Remember that Bethesda's decision to reintroduce full level-scaling was a design choice. New Vegas had toned this down to an extent. Ask yourself why Bethesda likes this mechanic. It's partially because it makes their job easier (no having to design zones or encounter areas carefully), but it's also because it means that the player will never run into a challenge that they cannot mechanically defeat. This translates into making the PC very strong from the moment he/she is created.

Goddamnit. I promise not to make these long posts a regularity.
 
Honestly, I think the game would benefit FROM a genuine power-fantasy Onyxium and would like to argue the game would be far more awesome if you had the ability to shape the Commonwealth to your desires and you were THE ULTIMATE BADASS.

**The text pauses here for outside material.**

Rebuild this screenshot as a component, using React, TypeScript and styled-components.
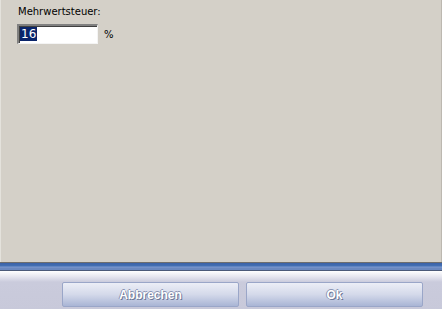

Ultimate Badass Edition of Fallout 4

* If you successfully clear a zone of the Commonwealth, it changes like the Witcher 3 so you are able to have established new villages with stores and ammunition and people praising you. Fill the Commonwealth with little villages.

* If you complete the Minutemen Questline, the place starts to get actual patrols of Minutemen you'll run into who are fighting for the rebuilding of the Commonwealth. Ditto Institute, Brotherhood, or Railroad patrols.

* Traviss extolls the Sole Survivor and how they've brought hope to the people of the land with every news broadcast.

* As the Director of the Institute, you can order the Synths to be freed and the Institute to focus on taking over the Surface World or stay underground or to help the common people. The Institute flag will be raised over Diamond City, Sanctuary Hills, and other locations. You will see Synths building electrical generators or water pumps.

* As the General of the Minutemen, you'll be able to pass judgement on Commonwealth criminals ala Dragon Age: Inquisition and make decrees settling the problems with various feuding factions. You'll also be able to dictate the new direction of the Minutemen. To take over the Commonwealth or serve as its protectors.

* Rather than just nuke the Institute, have the option of taking it over with your factions. Replace all of the citizens of the Institute with Synths as the Railroad, Brotherhood of Steel Paladins, or Minutemen and wastelanders.

* Have an epic series of quests where you earn your status as a Paladin of Steel before summoning a meeting to have Elder Maxson removed then replaced with Paladin Danse or somehow win the vote to be Elder yourself.

* Throw in a bunch of epic Boss Fights like Super Duper Mutants at specific points, the giant Roboscorpion, or yes, DESTROY LIBERTY PRIME! If there's going to be Legendaries, have them be Legendary like the giant Deathclaw Scarback.

* As the Overboss, free the Traders, order the Raiders to stop Raiding in order to make more money as mercs as well as "protection", or build Nuka World up as its King with the Traders as your subjects. Have the Brotherhood of Steel, Minutemen, or Institute Invade Nuka World in order to claim it for you.

* Let you forge a peace-treaty with various factions and create the New Commonwealth Republic.

* Have Ending Slides extoll the virtues or the sins of the Sole Survivor as they single handedly change the course of human history.